World Celebrates World Tourism Day
As we hit the presses World Tourism Day celebrations get underway all over the world. Here in Athens, on September 27, the Hellenic Association of Travel & Tourism Agents and the Hellenic Association of Tourism and Marine Employees, with the support of the Hellenic Tourism Organization, will welcome visitors to Zappeio to celebrate the event from midday till late at night.
The celebrations include a tourism exhibition, cultural events for every age and a reception for government members, opposition party members, regional administration parties, Olympic champions, ambassadors and personages from the cultural and tourism business world. Due to 2004, a special emphasis will be placed on the Games with various videos.
In a general message, the World Tourism Organization says that in our apparently wealthy world, poverty still affects four billion people throughout the world, of which two billion are living with less than one dollar a day.

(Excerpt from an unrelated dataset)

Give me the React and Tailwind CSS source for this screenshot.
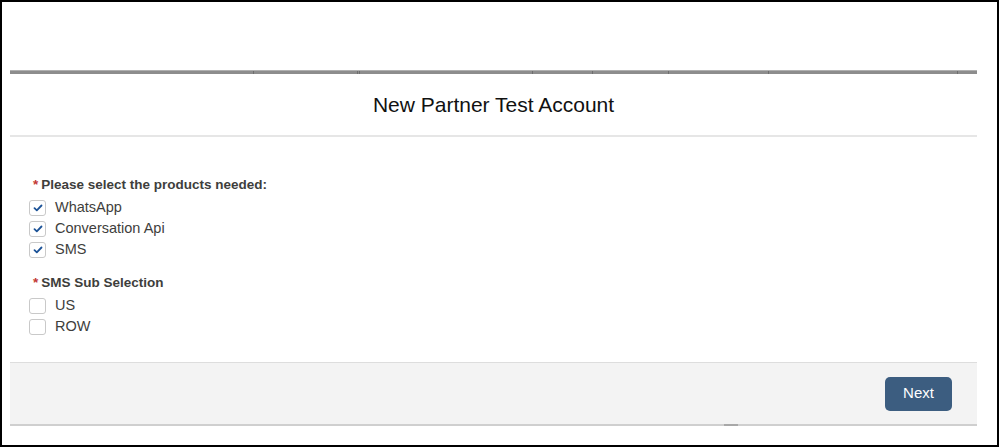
import React from "react";
import { useState } from "react";

const ticks = [244, 104, 2, 173, 60, 76, 100, 189, 19];

const Check = ({ label, checked, onToggle }) => (
  <label className="flex items-center h-[21px] cursor-pointer">
    <span
      onClick={onToggle}
      className="w-[17px] h-[16px] ml-[19px] mr-[9px] rounded-[3px] border border-[#c9c9c9] bg-white flex items-center justify-center"
    >
      {checked && (
        <svg width="10" height="8" viewBox="0 0 10 8">
          <path
            d="M1.5 4.2 L3.8 6.3 L8.5 1.5"
            fill="none"
            stroke="#1b5297"
            strokeWidth="1.8"
            strokeLinecap="round"
            strokeLinejoin="round"
          />
        </svg>
      )}
    </span>
    <span className="text-[14.5px] text-[#3e3e3c]">{label}</span>
  </label>
);

const Group = ({ title, options, values, setValues }) => (
  <div>
    <div className="flex items-center h-[18px] ml-[23px] text-[13.5px] font-bold text-[#3e3e3c]">
      <span className="text-[#c23934] mr-[3px]">*</span>
      {title}
    </div>
    <div className="mt-[3px]">
      {options.map((o) => (
        <Check
          key={o}
          label={o}
          checked={values[o]}
          onToggle={() => setValues({ ...values, [o]: !values[o] })}
        />
      ))}
    </div>
  </div>
);

const App = () => {
  const [products, setProducts] = useState({
    WhatsApp: true,
    "Conversation Api": true,
    SMS: true,
  });
  const [sub, setSub] = useState({ US: false, ROW: false });

  return (
    <div
      className="w-[999px] h-[447px] border-2 border-black bg-white pl-[8px] pr-[20px] pt-[68px]"
      style={{ fontFamily: '"Liberation Sans", Arial, sans-serif' }}
    >
      <div className="flex h-[4px] bg-[#8d8d8d] border-t border-[#b0b0b0]">
        {ticks.map((w, i) => (
          <div
            key={i}
            className="h-full border-r border-[#6e6e6e] last:border-r-0"
            style={{ width: w }}
          />
        ))}
      </div>

      <h1 className="mt-[19px] h-[24px] leading-[24px] text-center text-[21px] text-[#111]">
        New Partner Test Account
      </h1>

      <div className="mt-[18px] h-[2px] bg-[#e6e6e6]" />

      <div className="pt-[39px] h-[225px]">
        <Group
          title="Please select the products needed:"
          options={["WhatsApp", "Conversation Api", "SMS"]}
          values={products}
          setValues={setProducts}
        />
        <div className="mt-[14px]">
          <Group
            title="SMS Sub Selection"
            options={["US", "ROW"]}
            values={sub}
            setValues={setSub}
          />
        </div>
      </div>

      <div className="h-[62px] bg-[#f3f3f3] border-t border-[#dddddd] flex items-center justify-end pr-[25px]">
        <button className="w-[67px] h-[34px] rounded-[5px] bg-[#3c5d80] text-white text-[15px] font-medium">
          Next
        </button>
      </div>
      <div className="flex h-[2px] bg-[#cfcfcf]">
        <div className="w-[714px]" />
        <div className="w-[14px] bg-[#a8a8a8]" />
      </div>
    </div>
  );
};

export default App;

“It is with this dramatic figure in mind that the Millennium Declaration of the United Nations identifies Poverty Alleviation as one of the most crucial challenges that the international community is facing in the twenty-first century.
”By selecting ’Poverty Alleviation, Job Creation and Social Harmony’ as the World Tourism Day theme for 2003, our 14th General Assembly firmly expressed its will to fully support one of the key issues stated in the UN Millennium Development Goals and, at the same time, recalled the fundamental role of tourism as a positive instrument towards the reduction of poverty, the creation of job opportunities as well as contributing to social harmony. There is an evident ethical need for tourism to support such goals.
”As a major sector of the services economy, tourism is increasingly recognized as contributing to social and economic development as well as a beneficial activity for host countries and local communities to combat unemployment by creating direct and indirect jobs. Tourism can also contribute significantly to rural development, especially in depressed rural areas threatened by the decline of traditional agricultural activities.”